Systematic optimization of alginate gelation parameters in the synthesis of oleaster-based magnetic granules for enhanced binary cationic dye removal

In this study, activated carbon (AC) derived from oleaster seeds was modified with iron nanoparticles (Fe-AC) and granulated using sodium alginate (NaAlg) via the wet gelation method to develop efficient granular adsorbents. The effects of various parameters, such as mixture pH, type and concentration of the cross-linking solution, initial mass ratio of NaAlg to Fe-AC, drying method, and final granule size were investigated in terms of both the physical appearance of the granules and their performance in removing crystal violet (CV) and methylene blue (MB) dyes. The selected granules were prepared under optimal conditions: a pH of 7, an iron (III) chloride cross-linking solution with a concentration of 2 % w/v, an initial alginate to Fe-AC ratio of 1:4, air-drying, and an initial granule size of 1 mm.

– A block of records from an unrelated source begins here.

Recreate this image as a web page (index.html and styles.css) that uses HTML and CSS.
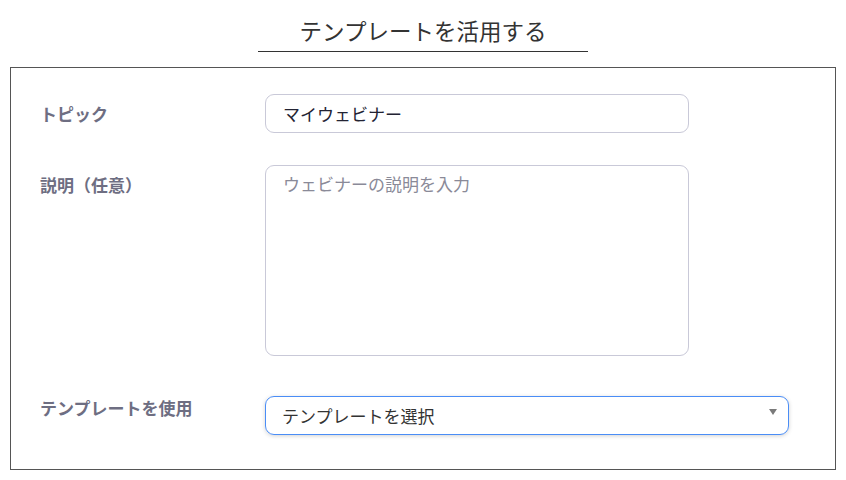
FILE: index.html
```html
<!DOCTYPE html>
<html lang="ja">
<head>
<meta charset="utf-8">
<link rel="stylesheet" href="styles.css">
</head>
<body>
<div class="page">
  <div class="header"><h1 class="title">テンプレートを活用する</h1></div>
  <div class="panel">
    <div class="label">トピック</div>
    <div class="field input">マイウェビナー</div>
    <div class="label">説明（任意）</div>
    <div class="field textarea">ウェビナーの説明を入力</div>
    <div class="label">テンプレートを使用</div>
    <div class="field select">
      <span>テンプレートを選択</span>
      <svg class="arrow" width="8" height="6" viewBox="0 0 8 6"><path d="M0 0 H8 L4 6 Z" fill="#7a7a7a"/></svg>
    </div>
  </div>
</div>
</body>
</html>
```
FILE: styles.css
```css
html, body {
  margin: 0;
  padding: 0;
  background: #fff;
}
body {
  font-family: "Noto Sans CJK JP", "Noto Sans", sans-serif;
  color: #232333;
}
.page {
  width: 846px;
  height: 480px;
  overflow: hidden;
}
.header {
  display: flex;
  justify-content: center;
  padding-top: 15px;
}
.title {
  margin: 0;
  width: 330px;
  text-align: center;
  font-size: 22.5px;
  font-weight: 400;
  line-height: 30px;
  color: #333;
  padding-bottom: 6px;
  border-bottom: 1px solid #333;
}
.panel {
  margin: 15px 10px 0;
  border: 1px solid #555;
  padding: 26px 0 34px 29px;
  display: grid;
  grid-template-columns: 225px 1fr;
  row-gap: 32px;
}
.label {
  font-size: 17px;
  font-weight: 700;
  color: #6e6e82;
  line-height: 24px;
  padding-top: 8px;
}
.field {
  box-sizing: border-box;
  border: 1px solid #c9c9d8;
  border-radius: 9px;
  font-size: 17px;
  line-height: 24px;
  padding: 7px 17px;
}
.input {
  width: 424px;
  height: 39px;
}
.textarea {
  width: 424px;
  height: 191px;
  color: #8a8a98;
  padding-top: 6px;
}
.select {
  margin-top: 8px;
  width: 524px;
  height: 39px;
  border-color: #4a8df6;
  box-shadow: 0 1px 4px rgba(0, 0, 0, 0.18);
  display: flex;
  align-items: center;
  justify-content: space-between;
  padding: 0 11px 0 16px;
  color: #333;
}
.arrow {
  margin-top: -8px;
}
```
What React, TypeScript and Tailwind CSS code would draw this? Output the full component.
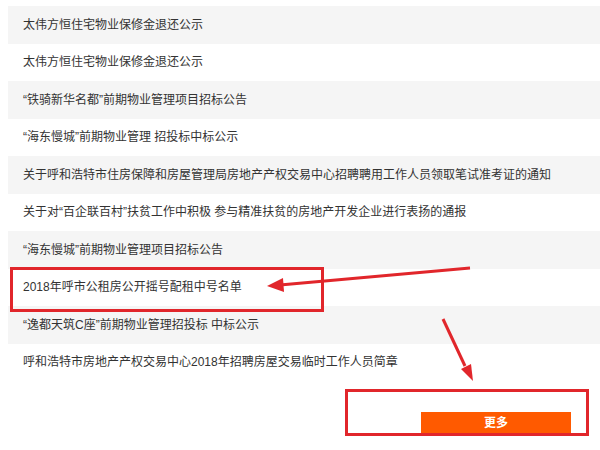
const notices = [
  "太伟方恒住宅物业保修金退还公示",
  "太伟方恒住宅物业保修金退还公示",
  "“铁骑新华名都”前期物业管理项目招标公告",
  "“海东慢城”前期物业管理 招投标中标公示",
  "关于呼和浩特市住房保障和房屋管理局房地产产权交易中心招聘聘用工作人员领取笔试准考证的通知",
  "关于对“百企联百村”扶贫工作中积极 参与精准扶贫的房地产开发企业进行表扬的通报",
  "“海东慢城”前期物业管理项目招标公告",
  "2018年呼市公租房公开摇号配租中号名单",
  "“逸都天筑C座”前期物业管理招投标 中标公示",
  "呼和浩特市房地产产权交易中心2018年招聘房屋交易临时工作人员简章",
];

export default function App() {
  return (
    <div
      className="relative h-[450px] w-[600px] overflow-hidden bg-white text-[12px] text-[#333]"
      style={{ fontFamily: '"Liberation Sans", "Noto Sans CJK SC", sans-serif' }}
    >
      <ul className="pl-2 pt-[6px]">
        {notices.map((title, i) => (
          <li
            key={i}
            className={`flex h-[37.5px] items-center pl-[15px] ${i % 2 === 0 ? "bg-[#f5f5f5]" : "bg-white"}`}
          >
            {title}
          </li>
        ))}
      </ul>

      <div className="flex justify-end pr-[29px] pt-[31px]">
        <button
          type="button"
          className="flex h-[22px] w-[150px] items-center justify-center bg-[#ff5a00] text-[12px] font-bold text-white"
        >
          更多
        </button>
      </div>

      {/* annotations */}
      <div className="absolute left-[10px] top-[267px] h-[45px] w-[314px] border-[3px] border-[#e1262b]" />
      <div className="absolute left-[345px] top-[389px] h-[47px] w-[244px] border-[3px] border-[#e1262b]" />
      <svg className="pointer-events-none absolute left-0 top-0" width="600" height="450">
        <line x1="470" y1="268" x2="280" y2="285" stroke="#e1262b" strokeWidth="3" />
        <polygon points="267,286 283,278 284,292" fill="#e1262b" />
        <line x1="443" y1="319" x2="465" y2="366" stroke="#e1262b" strokeWidth="3" />
        <polygon points="473,381 461,369 471,364" fill="#e1262b" />
      </svg>
    </div>
  );
}
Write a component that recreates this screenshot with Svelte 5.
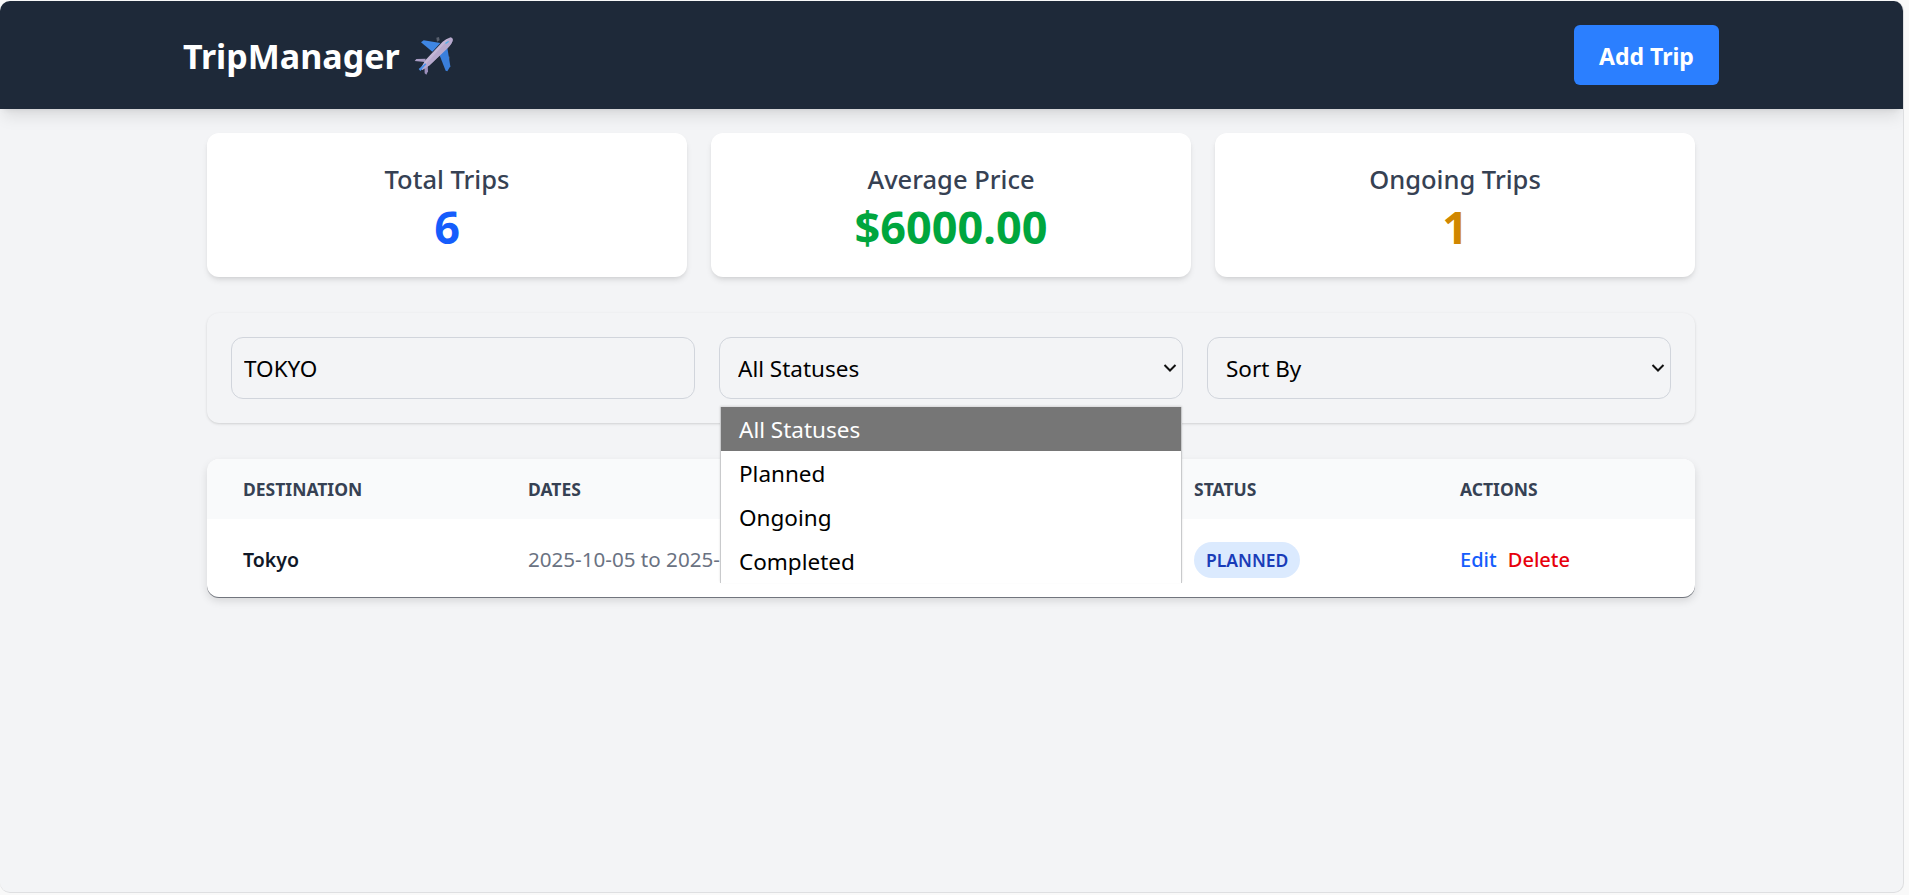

Analytical techniques including FTIR, SEM-EDX, and BET confirmed the successful incorporation of iron nanoparticles within the adsorbent framework and revealed a well-developed porous structure with a specific surface area of 47.306 m²/g. Under these optimal conditions, the highest removal efficiencies achieved were 96.29 % for CV and 94.26 % for MB, with maximum adsorption capacities of 14.2857 mg/g for CV (single system) and 9.7370 mg/g for the binary CV/MB system, according to the Langmuir isotherm. These results demonstrate that the synthesized Fe-AC/NaAlg granules combine high adsorption efficiency with ease of separation, mechanical stability, and reusability, making them a promising and scalable adsorbent for industrial wastewater treatment, particularly in textile and dyeing applications where removal of cationic dyes is critical.